When she told me that your mother had died, I felt the whip crack against my soul and I saw you scream and drop the phone. Never before have these miles between our mothers and us been felt more keenly than today at 1455 . . . or two fifty five. My coworkers saw my face drop as she told me of how she had told you ten minutes earlier and I knew your heart had died. Your loss is our loss, strange as it may seem, because your mother is all of our mothers.
Hidden in a forgotten continent, remembered only in our dreams and our slang, connected by 23 minute five-dollar phone cards and hasty text messages shortened and abbreviated to push our messages through, are our mothers. They watched over us when we wore our primary school uniforms and waved goodbye at the gates of Jomo Kenyatta International Airport when we donned the uniform of eighteen-year-old freshmen leaping into university life abroad. Their tears coated our subsequent phone calls, and forced us to be more grown up than we ever thought we would wish to be.

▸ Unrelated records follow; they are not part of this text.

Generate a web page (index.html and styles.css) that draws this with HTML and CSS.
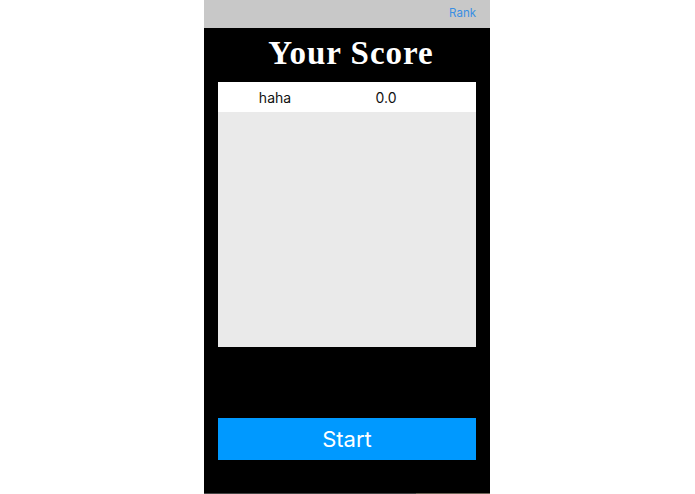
FILE: index.html
```html
<!DOCTYPE html>
<html lang="en">
<head>
    <meta charset="UTF-8">
    <meta name="viewport" content="width=device-width, initial-scale=1.0">
    <title>Your Score</title>
    <link rel="stylesheet" href="styles.css">
</head>
<body>
    <div class="phone">
        <header class="nav-bar">
            <a class="rank-link" href="#">Rank</a>
        </header>
        <main class="content">
            <h1 class="title">Your Score</h1>
            <div class="score-list">
                <div class="score-row">
                    <span class="score-name">haha</span>
                    <span class="score-value">0.0</span>
                </div>
            </div>
            <button class="start-button">Start</button>
        </main>
        <div class="bottom-edge"></div>
    </div>
</body>
</html>
```

FILE: styles.css
```css
body {
    margin: 0;
    background-color: #fff;
    font-family: Inter, "Liberation Sans", sans-serif;
}

.phone {
    width: 286px;
    height: 494px;
    margin-left: 204px;
    display: flex;
    flex-direction: column;
    overflow: hidden;
    background-color: #000;
}

.nav-bar {
    height: 26px;
    padding: 0 14px 2px 0;
    display: flex;
    justify-content: flex-end;
    align-items: center;
    background-color: #c8c8c8;
}

.rank-link {
    color: #3a8fe3;
    font-size: 11.5px;
    text-decoration: none;
}

.content {
    flex: 1;
    padding: 0 14px;
    display: flex;
    flex-direction: column;
}

.title {
    height: 54px;
    margin: 0;
    padding-left: 8px;
    color: #fff;
    font-family: "Liberation Serif", serif;
    font-size: 33px;
    font-weight: bold;
    line-height: 50px;
    letter-spacing: 1px;
    text-align: center;
}

.score-list {
    height: 265px;
    background-color: #eaeaea;
}

.score-row {
    height: 30px;
    display: flex;
    align-items: center;
    background-color: #fff;
    color: #111;
    font-size: 14px;
}

.score-name {
    width: 114px;
    text-align: center;
}

.score-value {
    width: 108px;
    text-align: center;
}

.start-button {
    height: 42px;
    margin-top: 71px;
    border: none;
    background-color: #0099ff;
    color: #fff;
    font-family: inherit;
    font-size: 22px;
}

.bottom-edge {
    height: 1px;
    background: linear-gradient(to right, #444 74%, #6b6355 74%);
}
```
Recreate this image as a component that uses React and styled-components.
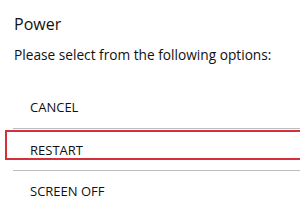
import React from 'react'
import styled, { createGlobalStyle } from 'styled-components'

const Global = createGlobalStyle`
  html, body {
    margin: 0;
    padding: 0;
    background: #ffffff;
  }
  body {
    font-family: "Open Sans", "DejaVu Sans", sans-serif;
    color: #111111;
    overflow: hidden;
  }
`

const Dialog = styled.div`
  width: 300px;
  height: 210px;
  overflow: hidden;
  display: flex;
  flex-direction: column;
`

const Title = styled.h1`
  margin: 13px 0 0 14px;
  font-size: 16px;
  font-weight: 500;
  line-height: 22px;
`

const Prompt = styled.p`
  margin: 10px 0 0 14px;
  font-size: 13.7px;
  font-weight: 500;
  line-height: 19px;
  white-space: nowrap;
`

const Options = styled.ul`
  list-style: none;
  margin: 23px 0 0 0;
  padding: 0;
  display: flex;
  flex-direction: column;
`

const Option = styled.li`
  font-size: 13px;
  font-weight: 500;
  line-height: 16px;
  text-transform: uppercase;
  padding: ${p => p.$pad || '0'};
  margin: ${p => p.$selected ? '1px -10px 10px 5px' : '0'};
  border: ${p => p.$selected ? '2px solid #d4303c' : 'none'};
  padding-left: ${p => p.$selected ? '23px' : '30px'};
`

const Divider = styled.li`
  height: 1px;
  margin-left: 13px;
  background: #bdbdbd;
`

export default function App() {
  return (
    <Dialog>
      <Global />
      <Title>Power</Title>
      <Prompt>Please select from the following options:</Prompt>
      <Options>
        <Option $pad="12px 0 13px">Cancel</Option>
        <Divider />
        <Option $selected $pad="10px 0 0">Restart</Option>
        <Divider />
        <Option $pad="12px 0 0">Screen off</Option>
      </Options>
    </Dialog>
  )
}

I wish the miles between us could swallow up the pain of your loss but you have to bear the cross alone in Dallas, TX as we scramble to congregate around you; sisterhood from Worcester, Ma and Long Beach, CA and Boston, MA and London, England. My heart breaks as your tears are falling. Your mourning is felt all around, and we are striving to hold you up.
Mothers are mothers are Mothers.
This Goodbye is no longer just a Goodbye.